While the world’s indigenous people are estimated at only around 370 million, or about 5 percent of the global population, they reportedly speak 95 percent of the world’s languages. Yet they remain virtually unrepresented both politically and economically. Often, their lives and livelihoods are under threat from the competing economic needs of others living within their countries. But with increased attention from the United Nations, nonprofit organizations, and volunteer groups, greater awareness and understanding of the rights of indigenous people have emerged at the international level, providing them with some legal standing.p6p1-lg

Photo : With their territory mapped, the Mbendjele tribe can protect treasured trees from being cut down by logging companies. (Photo courtesy of Gill Conquest.)

 

Challenges to Mapping Indigenous Territories

Since 1994, Lewis has worked as an anthropologist with the Mbendjele, a nonliterate group of indigenous hunting and gathering people living in the Republic of the Congo.
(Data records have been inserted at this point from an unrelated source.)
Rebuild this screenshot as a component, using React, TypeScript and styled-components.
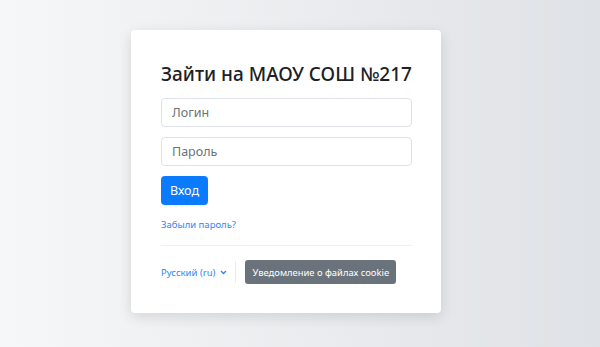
import React from "react";
import styled, {createGlobalStyle} from "styled-components";

const GlobalStyle = createGlobalStyle`
  html, body {
    margin: 0;
    padding: 0;
  }
  body {
    font-family: "Noto Sans", "Open Sans", "Liberation Sans", sans-serif;
    color: #1d2125;
  }
`

const Page = styled.div`
  width: 600px;
  height: 347px;
  background-image: linear-gradient(to right, #f6f7f8, #dfe2e6);
  display: flex;
  justify-content: center;
  padding: 30px 28px 0 0;
  box-sizing: border-box;
`

const Card = styled.div`
  width: 310px;
  height: 283px;
  background: #fff;
  border-radius: 4px;
  box-shadow: 0 4px 14px rgba(0, 0, 0, 0.12);
  padding: 29px 29px 0 30px;
  box-sizing: border-box;
  display: flex;
  flex-direction: column;
`

const Title = styled.h1`
  margin: 0 0 10px;
  font-size: 19px;
  font-weight: 500;
  line-height: 28px;
  padding-top: 1px;
  color: #1d2125;
  white-space: nowrap;
`

const Field = styled.input`
  width: 251px;
  height: 29px;
  box-sizing: border-box;
  border: 1px solid #dee2e6;
  border-radius: 4px;
  padding: 0 10px;
  margin-bottom: 10px;
  font-family: inherit;
  font-size: 12.5px;
  color: #495057;
  outline: none;

  &::placeholder {
    color: #6a737b;
  }
`

const LoginButton = styled.button`
  align-self: flex-start;
  width: 47px;
  height: 29px;
  border: none;
  border-radius: 4px;
  background: #0a7bff;
  color: #fff;
  font-family: inherit;
  font-size: 12.5px;
  padding: 0;
`

const Forgot = styled.a`
  margin-top: 12px;
  font-size: 9.5px;
  line-height: 15px;
  color: #2f86f0;
  text-decoration: none;
`

const Divider = styled.hr`
  width: 251px;
  margin: 13px 0 0;
  border: none;
  border-top: 1px solid #eef0f2;
`

const Footer = styled.div`
  display: flex;
  align-items: center;
  margin-top: 14px;
  height: 24px;
`

const Lang = styled.a`
  display: flex;
  align-items: center;
  gap: 5px;
  font-size: 9.5px;
  color: #2f86f0;
  text-decoration: none;
  padding-right: 8px;
  border-right: 1px solid #e9ecef;
  height: 22px;
`

const CookieButton = styled.button`
  margin-left: 9px;
  height: 24px;
  width: 151px;
  padding: 0;
  border: none;
  border-radius: 3px;
  background: #6a737b;
  color: #fff;
  font-family: inherit;
  font-size: 9.4px;
  white-space: nowrap;
`

const App = () => {
    return (
        <Page>
            <GlobalStyle/>
            <Card>
                <Title>Зайти на МАОУ СОШ №217</Title>
                <Field placeholder="Логин"/>
                <Field type="password" placeholder="Пароль"/>
                <LoginButton>Вход</LoginButton>
                <Forgot href="#">Забыли пароль?</Forgot>
                <Divider/>
                <Footer>
                    <Lang href="#">
                        Русский (ru)
                        <svg width="7" height="5" viewBox="0 0 7 5">
                            <path d="M1 1l2.5 2.5L6 1" fill="none" stroke="#2f86f0" strokeWidth="1.4"/>
                        </svg>
                    </Lang>
                    <CookieButton>Уведомление о файлах cookie</CookieButton>
                </Footer>
            </Card>
        </Page>
    )
}

export default App;
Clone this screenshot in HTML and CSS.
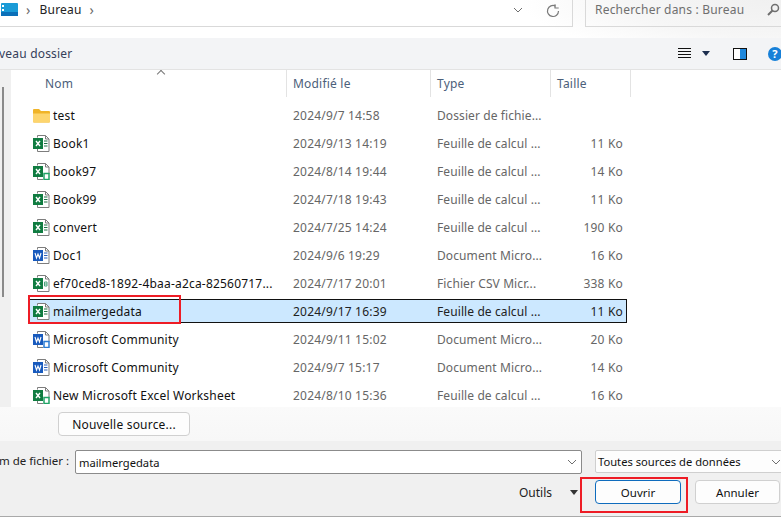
FILE: index.html
```html
<!DOCTYPE html>
<html lang="fr">
<head>
<meta charset="utf-8">
<title>Ouvrir</title>
<link rel="stylesheet" href="styles.css">
</head>
<body>
<svg class="defs" width="0" height="0" aria-hidden="true">
  <symbol id="page" viewBox="0 0 17 17">
    <path d="M4.5 2.5V.5h8l3.5 3.5v12.5H4.5V14" fill="#fff" stroke="#7d7d7d"/>
    <path d="M12.5.5V4H16" fill="none" stroke="#7d7d7d"/>
  </symbol>
  <symbol id="xl" viewBox="0 0 17 17">
    <use href="#page"/>
    <path d="M11 6h3.500M11 8.500h3.500M11 11h3.500" stroke="#1e7145"/>
    <rect x="0" y="3" width="10" height="11" fill="#107c41"/>
    <path d="M3 6l4 5M7 6l-4 5" stroke="#fff" stroke-width="1.400"/>
  </symbol>
  <symbol id="xls" viewBox="0 0 17 17">
    <path d="M4.500 2.500V.5h8l3.500 3.500v7M4.500 14v2.500H10" fill="#fff" stroke="#7d7d7d"/>
    <path d="M12.500.5V4H16" fill="none" stroke="#7d7d7d"/>
    <rect x="0" y="3" width="10" height="11" fill="#107c41"/>
    <path d="M3 6l4 5M7 6l-4 5" stroke="#fff" stroke-width="1.400"/>
    <rect x="11" y="10.500" width="5" height="6" fill="#fff" stroke="#21a366" stroke-width="1.500"/>
  </symbol>
  <symbol id="csv" viewBox="0 0 17 17">
    <use href="#page"/>
    <rect x="0" y="3" width="10" height="11" fill="#107c41"/>
    <path d="M3 6l4 5M7 6l-4 5" stroke="#fff" stroke-width="1.400"/>
    <path d="M11.500 7h2.500v4h-2.500zM11.500 9h2.500" fill="none" stroke="#4aa37c"/>
  </symbol>
  <symbol id="wd" viewBox="0 0 17 17">
    <use href="#page"/>
    <path d="M11 6h3.500M11 8.500h3.500M11 11h3.500" stroke="#2b5fb8"/>
    <rect x="0" y="3" width="10" height="11" fill="#185abd"/>
    <path d="M2 6l1.500 5L5 7l1.500 4L8 6" fill="none" stroke="#fff" stroke-width="1.100"/>
  </symbol>
  <symbol id="wds" viewBox="0 0 17 17">
    <path d="M4.500 2.500V.5h8l3.500 3.500v7M4.500 14v2.500H10" fill="#fff" stroke="#7d7d7d"/>
    <path d="M12.500.5V4H16" fill="none" stroke="#7d7d7d"/>
    <rect x="0" y="3" width="10" height="11" fill="#185abd"/>
    <path d="M2 6l1.500 5L5 7l1.500 4L8 6" fill="none" stroke="#fff" stroke-width="1.100"/>
    <rect x="11" y="10.500" width="5" height="6" fill="#fff" stroke="#2b7cd3" stroke-width="1.500"/>
  </symbol>
  <symbol id="folder" viewBox="0 0 17 17">
    <path d="M0 3a1 1 0 0 1 1-1h5l2 2h8a1 1 0 0 1 1 1v9.500a1 1 0 0 1-1 1H1a1 1 0 0 1-1-1z" fill="#f0b429"/>
    <path d="M0 6.500h17v8a1 1 0 0 1-1 1H1a1 1 0 0 1-1-1z" fill="#fdd56e"/>
  </symbol>
  <symbol id="chev" viewBox="0 0 10 6">
    <path d="M1 1l4 4 4-4" fill="none" stroke="#6f6f6f"/>
  </symbol>
</svg>

<div class="dialog">
  <header class="addressbar">
    <div class="crumbs">
      <svg class="pc" width="17" height="13" viewBox="0 0 17 13"><rect width="17" height="13" rx="1" fill="#1a9bd7"/><rect y="9" width="17" height="4" fill="#0b6fb8"/><rect x="1" y="2" width="2" height="2" fill="#fff"/><rect x="1" y="6" width="2" height="2" fill="#fff"/></svg>
      <span class="sep">›</span>
      <span class="crumb">Bureau</span>
      <span class="sep">›</span>
      <svg class="addr-chev" width="10" height="6"><use href="#chev"/></svg>
      <svg class="refresh" width="14" height="14" viewBox="0 0 14 14"><path d="M12.500 7A5.500 5.500 0 1 1 9.500 2.100" fill="none" stroke="#7a7a7a" stroke-width="1.200"/><path d="M9 .3v3.700h3.700" fill="none" stroke="#7a7a7a" stroke-width="1.200"/></svg>
    </div>
    <div class="search">
      <span>Rechercher dans : Bureau</span>
      <svg width="13" height="13" viewBox="0 0 13 13"><circle cx="8" cy="5" r="3.500" fill="none" stroke="#6e6e6e" stroke-width="1.500"/><path d="M5.500 7.500L1 12" stroke="#6e6e6e" stroke-width="2"/></svg>
    </div>
  </header>

  <div class="toolbar">
    <span class="tool-label">veau dossier</span>
    <div class="tool-icons">
      <svg width="13" height="11" viewBox="0 0 13 11"><path d="M0 .5h13M0 3.500h13M0 6.500h13M0 9.500h13" stroke="#111"/></svg>
      <span class="caret navy"></span>
      <svg class="preview" width="14" height="12" viewBox="0 0 14 12"><rect x=".5" y=".5" width="13" height="11" fill="#fff" stroke="#111"/><rect x="7" y="1" width="6" height="10" fill="#1e88dd"/></svg>
      <span class="help">?</span>
    </div>
  </div>

  <div class="browser">
    <aside class="sidebar"><div class="thumb"></div></aside>
    <div class="list">
      <div class="head">
        <span class="sort"></span>
        <div class="hcell c-name">Nom</div>
        <div class="hcell c-date">Modifié le</div>
        <div class="hcell c-type">Type</div>
        <div class="hcell c-size">Taille</div>
      </div>
      <div class="rows">
        <div class="row"><svg class="ico"><use href="#folder"/></svg><span class="name">test</span><span class="date">2024/9/7 14:58</span><span class="type">Dossier de fichie...</span><span class="size"></span></div>
        <div class="row"><svg class="ico"><use href="#xl"/></svg><span class="name">Book1</span><span class="date">2024/9/13 14:19</span><span class="type">Feuille de calcul ...</span><span class="size">11 Ko</span></div>
        <div class="row"><svg class="ico"><use href="#xls"/></svg><span class="name">book97</span><span class="date">2024/8/14 19:44</span><span class="type">Feuille de calcul ...</span><span class="size">14 Ko</span></div>
        <div class="row"><svg class="ico"><use href="#xl"/></svg><span class="name">Book99</span><span class="date">2024/7/18 19:43</span><span class="type">Feuille de calcul ...</span><span class="size">11 Ko</span></div>
        <div class="row"><svg class="ico"><use href="#xl"/></svg><span class="name">convert</span><span class="date">2024/7/25 14:24</span><span class="type">Feuille de calcul ...</span><span class="size">190 Ko</span></div>
        <div class="row"><svg class="ico"><use href="#wd"/></svg><span class="name">Doc1</span><span class="date">2024/9/6 19:29</span><span class="type">Document Micro...</span><span class="size">16 Ko</span></div>
        <div class="row"><svg class="ico"><use href="#csv"/></svg><span class="name">ef70ced8-1892-4baa-a2ca-82560717...</span><span class="date">2024/7/17 20:01</span><span class="type">Fichier CSV Micr...</span><span class="size">338 Ko</span></div>
        <div class="row selected"><svg class="ico"><use href="#xl"/></svg><span class="name">mailmergedata</span><span class="date">2024/9/17 16:39</span><span class="type">Feuille de calcul ...</span><span class="size">11 Ko</span></div>
        <div class="row"><svg class="ico"><use href="#wds"/></svg><span class="name">Microsoft Community</span><span class="date">2024/9/11 15:02</span><span class="type">Document Micro...</span><span class="size">20 Ko</span></div>
        <div class="row"><svg class="ico"><use href="#wd"/></svg><span class="name">Microsoft Community</span><span class="date">2024/9/7 15:17</span><span class="type">Document Micro...</span><span class="size">14 Ko</span></div>
        <div class="row"><svg class="ico"><use href="#xls"/></svg><span class="name">New Microsoft Excel Worksheet</span><span class="date">2024/8/10 15:36</span><span class="type">Feuille de calcul ...</span><span class="size">16 Ko</span></div>
      </div>
    </div>
  </div>

  <div class="source-bar"><button class="btn source">Nouvelle source...</button></div>

  <footer class="footer">
    <div class="file-line">
      <span class="file-label">m de fichier :</span>
      <div class="file-input"><span>mailmergedata</span><svg width="10" height="6"><use href="#chev"/></svg></div>
      <div class="file-filter"><span>Toutes sources de données</span><svg width="10" height="6"><use href="#chev"/></svg></div>
    </div>
    <div class="action-line">
      <span class="tools">Outils</span>
      <span class="caret dark"></span>
      <button class="btn primary">Ouvrir</button>
      <button class="btn cancel">Annuler</button>
    </div>
  </footer>

  <div class="mark mark-row"></div>
  <div class="mark mark-open"></div>
</div>
</body>
</html>
```
FILE: styles.css
```css
* { box-sizing: border-box; }
html, body { margin: 0; padding: 0; }
body {
  width: 781px;
  height: 518px;
  overflow: hidden;
  background: #fff;
  font-family: "Noto Sans", "Open Sans", sans-serif;
  font-size: 12px;
  letter-spacing: 0.2px;
  color: #1a1a1a;
}
.defs { position: absolute; }
.dialog {
  position: relative;
  width: 781px;
  height: 518px;
  display: flex;
  flex-direction: column;
  overflow: hidden;
}

/* address bar */
.addressbar {
  height: 38px;
  flex: none;
  display: flex;
  align-items: flex-start;
  background: radial-gradient(ellipse 260px 60px at 100% 0, #f0f0f0 0, #f6f6f6 60%, #fff 100%);
}
.crumbs {
  width: 573px;
  height: 27px;
  flex: none;
  display: flex;
  align-items: center;
  padding: 0 12px 7px 1px;
  border-right: 1px solid #d9d9d9;
  border-bottom: 1px solid #d9d9d9;
}
.pc { flex: none; }
.sep { color: #6a6a6a; font-size: 14px; margin-left: 8px; line-height: 1; }
.crumb { margin-left: 9px; color: #222; }
.crumbs .sep + .crumb + .sep { margin-left: 8px; }
.addr-chev { margin-left: auto; margin-right: 23px; }
.refresh { margin-top: 2px; }
.search {
  width: 196px;
  height: 27px;
  margin-left: 12px;
  flex: none;
  display: flex;
  align-items: center;
  justify-content: space-between;
  padding: 0 0 7px 9px;
  border-left: 1px solid #d9d9d9;
  border-bottom: 1px solid #d9d9d9;
  color: #6f6f6f;
}
.search svg { margin-right: 1px; }

/* toolbar */
.toolbar {
  height: 32px;
  flex: none;
  display: flex;
  align-items: center;
  justify-content: space-between;
  background: #f3f4f6;
  border-bottom: 1px solid #e3e3e3;
}
.tool-label { color: #35405a; margin-left: -1px; }
.tool-icons { display: flex; align-items: center; margin-right: -1px; }
.caret {
  width: 0;
  height: 0;
  border-left: 4px solid transparent;
  border-right: 4px solid transparent;
  border-top: 5px solid #1d2f4f;
}
.caret.navy { margin-left: 11px; }
.caret.dark { border-top-color: #333; margin-left: 18px; }
.preview { margin-left: 23px; }
.help {
  width: 14px;
  height: 14px;
  margin-left: 21px;
  border-radius: 50%;
  background: #1780d8;
  color: #fff;
  font-size: 11px;
  font-weight: 700;
  line-height: 14px;
  text-align: center;
}

/* browser */
.browser { height: 337px; flex: none; display: flex; }
.sidebar {
  width: 11px;
  flex: none;
  background: #f0f0f0;
  padding: 17px 0 0 2px;
}
.thumb { width: 2px; height: 210px; background: #8a8a8a; }
.list { flex: 1; min-width: 0; background: #fff; overflow: hidden; }
.head { position: relative; height: 27px; display: flex; }
.sort {
  position: absolute;
  left: 147px;
  top: 1px;
  width: 6px;
  height: 6px;
  border-left: 1px solid #777;
  border-top: 1px solid #777;
  transform: rotate(45deg);
}
.hcell {
  height: 27px;
  padding: 5px 0 0 6px;
  border-right: 1px solid #e3e3e3;
  color: #4c607a;
}
.hcell.c-name { width: 276px; padding-left: 34px; }
.hcell.c-date { width: 144px; }
.hcell.c-type { width: 120px; }
.hcell.c-size { width: 80px; }
.rows { display: flex; flex-direction: column; gap: 4px; padding-top: 6px; }
.row {
  height: 24px;
  flex: none;
  display: flex;
  align-items: center;
  margin-left: 18px;
  width: 598px;
  border: 1px solid transparent;
  color: #666;
}
.ico { width: 17px; height: 17px; margin-left: 3px; flex: none; }
.name { width: 240px; margin-left: 3px; color: #111; flex: none; white-space: nowrap; }
.date { width: 144px; flex: none; white-space: nowrap; }
.type { width: 120px; flex: none; white-space: nowrap; letter-spacing: 0.1px; }
.size { width: 66px; text-align: right; flex: none; }
.row.selected { background: #cce8ff; border-color: #111; color: #222; }

/* source bar */
.source-bar {
  height: 34px;
  flex: none;
  padding: 5px 0 0 58px;
  background: linear-gradient(#fafafa, #f7f7f7);
}
.btn {
  font: inherit;
  letter-spacing: inherit;
  color: #111;
  background: #fdfdfd;
  border: 1px solid #d0d0d0;
  border-radius: 4px;
  padding: 0;
  height: 24px;
}
.btn.source { width: 132px; }

/* footer */
.footer {
  height: 76px;
  flex: none;
  background: #f0f0f0;
  border-bottom: 1px solid #a9a9a9;
  padding-top: 9px;
  font-size: 11.500px;
  letter-spacing: 0;
}
.file-line { display: flex; align-items: flex-start; }
.file-label { width: 75px; flex: none; margin-left: -1px; padding-top: 3px; color: #222; white-space: nowrap; }
.file-input {
  width: 507px;
  height: 24px;
  flex: none;
  margin-left: 1px;
  display: flex;
  align-items: center;
  justify-content: space-between;
  padding: 0 4px 0 3px;
  background: #fff;
  border: 1px solid #8b8b8b;
  border-radius: 2px;
  color: #111;
  font-size: 11.200px;
}
.file-filter {
  width: 190px;
  height: 23px;
  flex: none;
  margin-left: 13px;
  display: flex;
  align-items: center;
  justify-content: space-between;
  padding: 0 3px 0 2px;
  background: #fdfdfd;
  border: 1px solid #cfcfcf;
  border-radius: 2px;
  color: #111;
  font-size: 11.200px;
}
.action-line { display: flex; align-items: center; margin-top: 6px; padding-left: 519px; }
.tools { width: 33px; color: #222; font-size: 12px; }
.btn.primary { width: 86px; margin-left: 17px; border: 1px solid #0f6cbd; }
.btn.cancel { width: 85px; margin-left: 14px; }

/* red annotations */
.mark { position: absolute; border: 2px solid #ee1c25; pointer-events: none; }
.mark-row { left: 28px; top: 295px; width: 153px; height: 29px; }
.mark-open { left: 580px; top: 477px; width: 108px; height: 36px; }
```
“Logging has been imposed over the lands of indigenous people across the region,” said Lewis. “The legal system hardly recognizes the rights of local people.”

One of the local logging companies, Congolaise Industrielle des Bois, chose in 2006 to become Forest Stewardship Council certified, which identifies the company as environmentally and socially sustainable in its forestry operations. Part of the certification requires that the company respect the rights and resources of indigenous and local forest people.

An Intuitive Mapping Application

To help clear up these communication issues, Lewis developed an icon-driven mapping application that the Mbendjele could use to map their key resources and protect them from logging-induced damage. While this application worked for several years, by 2013 the software and hardware were outdated. So Lewis and Haklay founded the ExCiteS team to create more durable mapping solutions for the Mbendjele and other indigenous peoples.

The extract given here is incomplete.